If two well-built emails and a genuine update across a term produce nothing, redirect the energy — toward Ivies that do engage, and toward the selective D1 and D3 programmes that run on the same academics-first logic. Keep your list wide: the free directories here cover every programme in your sport, from women's soccer coaching contacts to women's lacrosse staff directories, so there's no excuse for pinning a season on three inboxes.

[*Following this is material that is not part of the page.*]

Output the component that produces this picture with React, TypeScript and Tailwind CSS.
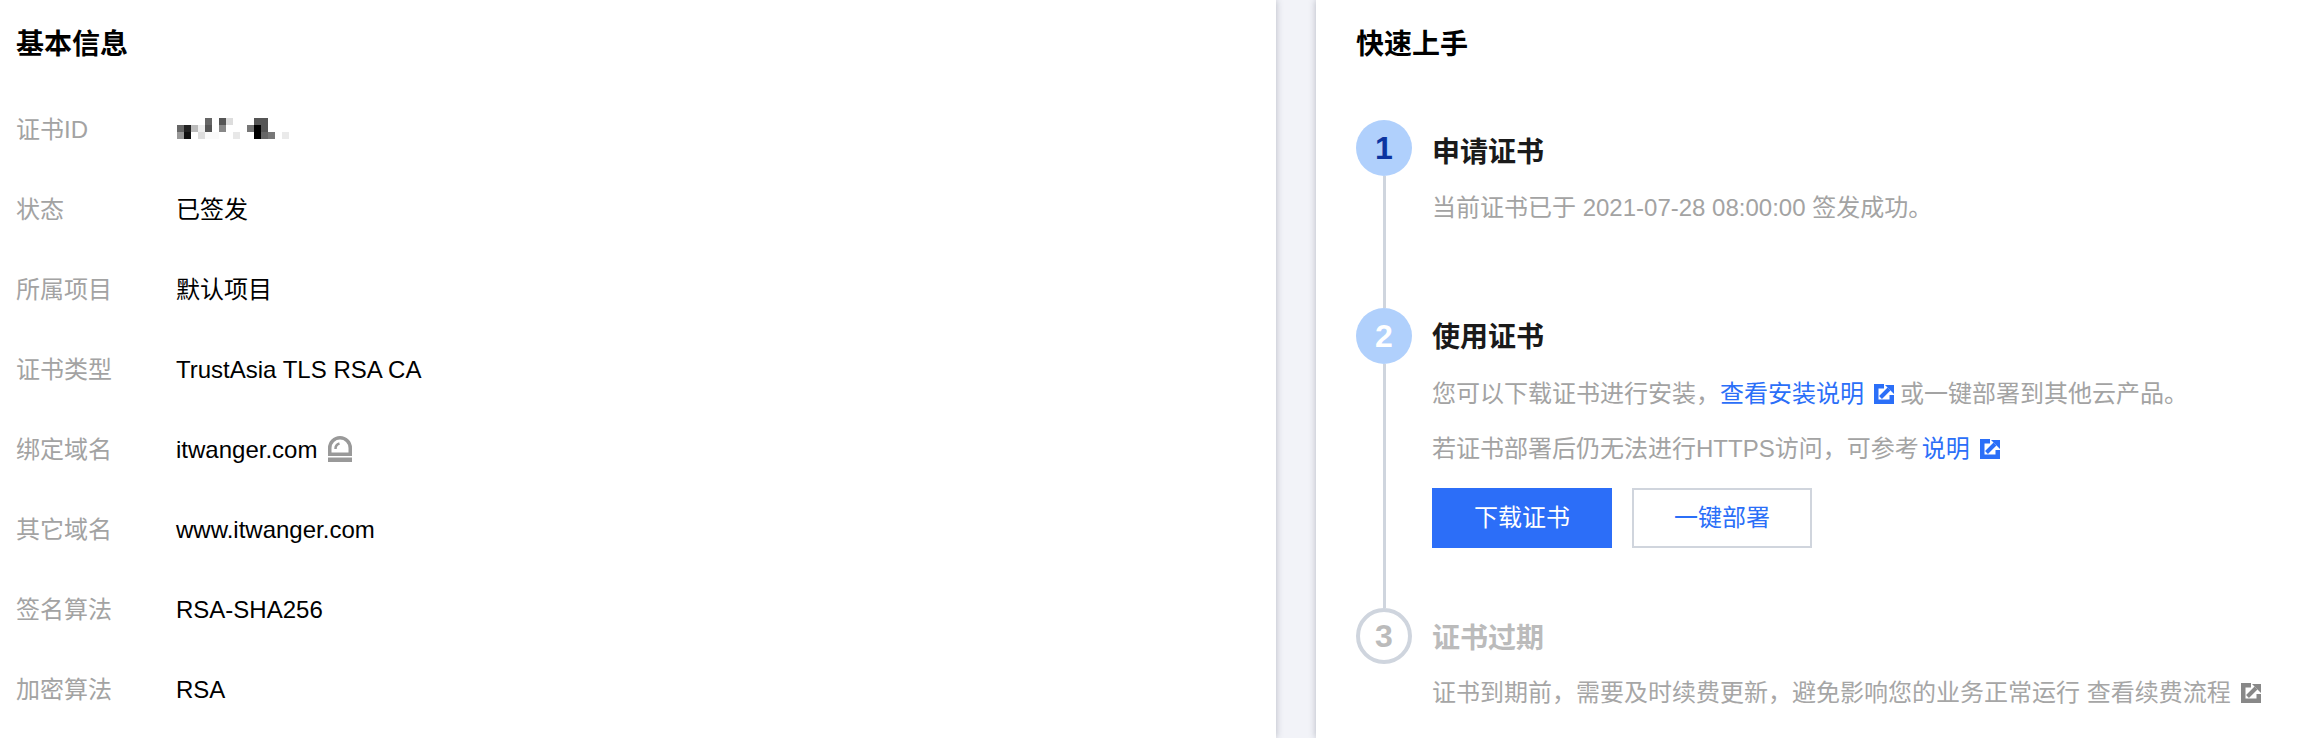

— Jonathan, former Duke Track & Field athlete and College-Coaches contributor

Frequently asked questions

Should I email the head coach or an assistant?
For initial contact, recruiting coordinators or position coaches often handle early evaluation. Emailing multiple staff members is common.
How long should my email be?
Brief. Coaches scan hundreds of emails. Include essential academic and athletic info, a video link, and your schedule. Keep it under 200 words.
How often should I follow up?
Every 4-6 weeks with meaningful updates (new performances, test scores, etc.) is reasonable. Don't email weekly with no new information.
What if I don't hear back?
Non-response is common and doesn't always mean 'no.' Coaches may be evaluating quietly or focused on current recruiting cycles.
Should I include my GPA and test scores?
Yes. For Ivy coaches, academics are essential context. Include your GPA, test scores (if available), and course rigor.
Do coaches actually watch video links?
Some do, some don't. Make it easy—short highlight videos (3-5 minutes) with a clear link. Full game film can be available on request.